Дело здесь в том, что человек Вендерса — не столько путешествующий, сколько идущий или даже бредущий, также бредящий, ибо дезориентированный. Именно сила дезориентации руководит гонимыми персонажами его фильмов «Страх вратаря перед одиннадцатиметровым ударом», «Алиса в городах», «Париж, Техас», «Крылья желания» («Небо над Берлином»), «Перед концом света», «Хэммет». Впрочем, природа этой потерянности разная. На внешнем уровне, в координатах, заданных сюжетом, психофизикой, складом характеров, все вроде одинаково; герои (и здесь преемственность относительно кинематографа 1920-х как раз весьма ощутима) — чудаки, маргиналы, талантливые отщепенцы. И, что любопытно, таковыми не воспринимаются, поскольку погружены в неагрессивную среду. Чудакам, иными словами, негде и не с кем чудачить. Даже образцово набитый фриками «Отель «Миллион долларов» (к нему, кстати, в «Стране изобилия» есть отсылка: Лана покуривает-пританцовывает на крыше с видом на отель «Новый миллион долларов») кажется столь же пресным — в смысле сильных эмоций, как «Страх вратаря», притом что в первом случае жанр — детектив, во втором — история об убийце. Даже драка, даже перестрелка (в «Американском друге») выглядят более нелепостью, нежели разрядкой той или иной ситуации. И все потому, что разлад с реальностью в картинах Вендерса 70-80-х годов носит подчеркнуто личностный, экзистенциальный характер. Подспудный, но постоянный конфликт, обрекающий своего носителя на вечные скитания, и делает интересными медлительные ранние фильмы, снимает необходимость в упрощенных оппозициях, в каких-либо играх с сюжетом. Этот тщательно (в современном духе) скрываемый страх-и-трепет перед приговором (одиннадцатиметровый удар, пенальти, и есть приговор) небытия и несвободы вырывает субъекта в первую очередь из привычной языковой среды, выводит за поле действия означающих: в речи нарастают паузы, тянется и тянется молчание и совершаются неадекватные поступки, а отторжение социумом происходит как следствие, почти незаметно. Особой, щемящей глубины эта пропасть достигает в «Алисе» и, моментами, в «Положении вещей» и «Хэммете». И, как мне кажется, уже в двадцатилетней давности «Париже, Техасе» оптика такого всматривания сбивается, теряет остроту, мельчает. Мотивы рационализируются, включается система обоснований (роковая любовь, воссоединение с семьей). Окончательная подмена происходит в 1991 году в «Перед концом света» и закрепляется в 1997-м «Концом насилия». «Страна изобилия» этот ряд продолжает.

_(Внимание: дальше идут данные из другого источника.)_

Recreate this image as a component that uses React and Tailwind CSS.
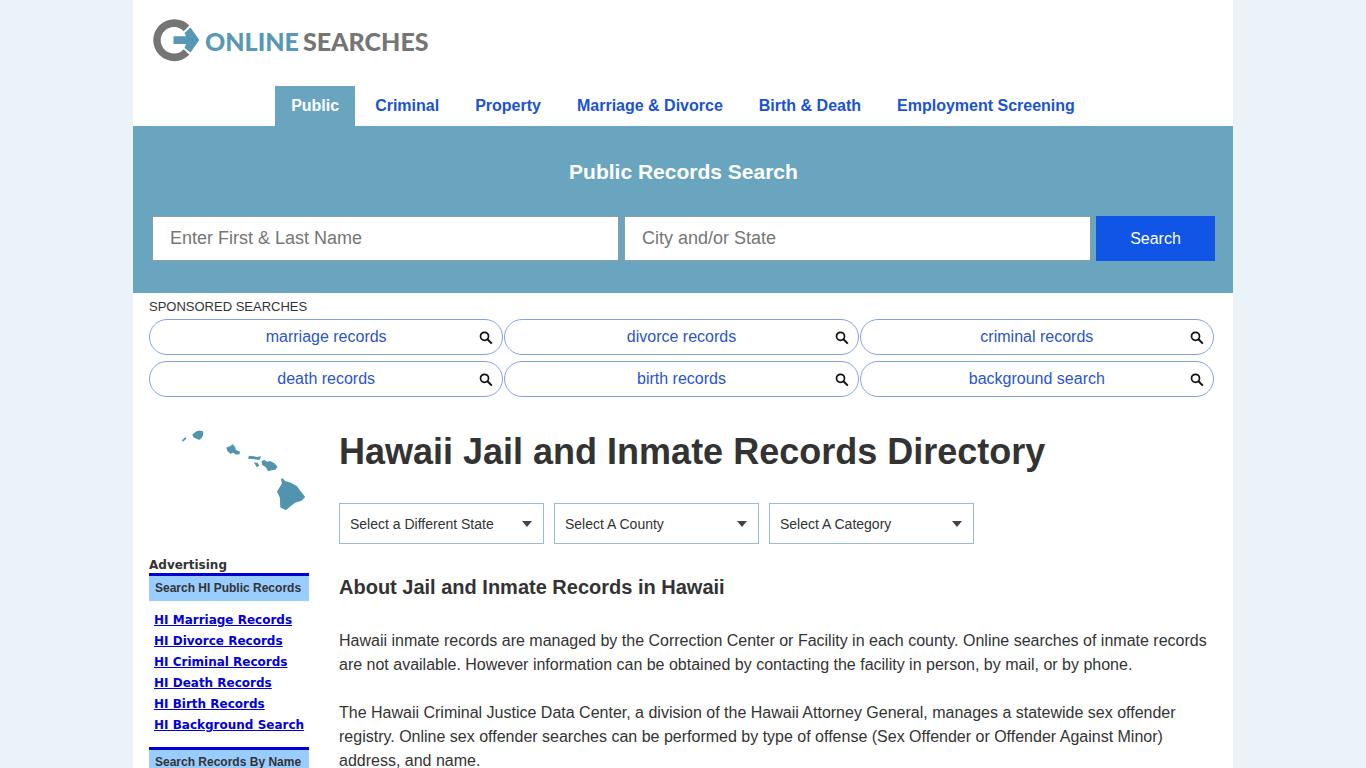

Здесь Вендерс вновь бросает в бой острые фабульные средства, актуальные, даже модные мотивы: терроризм, оружие массового поражения, пацифистскую риторику, межнациональную напряженность, реабилитацию участников войны, социальное неравенство, заботу об обездоленных, проблему безопасности (последняя, заявленная еще в «Перед концом света», достигла апогея в «Конце насилия»). Но не срабатывает ничего. Злободневность переживаний не собирает Пола и Лану, а, напротив, лишает их внятности, целостности. Отсюда и невыразительность исполнителей — Диел и Уильямс, наверное, хорошие актеры, но им, по большому счету, нечего играть. Образы оказываются пусты. Характеры отражаются в множестве слов, действий, жестов — сколь угодно благородных, сколь угодно отчаянных, — но, по сути, нет никакого Пола, никакой Ланы, ибо и самой сути нет. Там, где когда-то зияла бездна, гуляет ныне мусорный лос-анджелесский сквозняк, летят клочки вчерашних передовиц.
Когда-то Вендерс знал, что может все — от всего отказываясь, даже от речи, от умения быть понятым. И этот отказ и был самым ценным, что он мог предложить.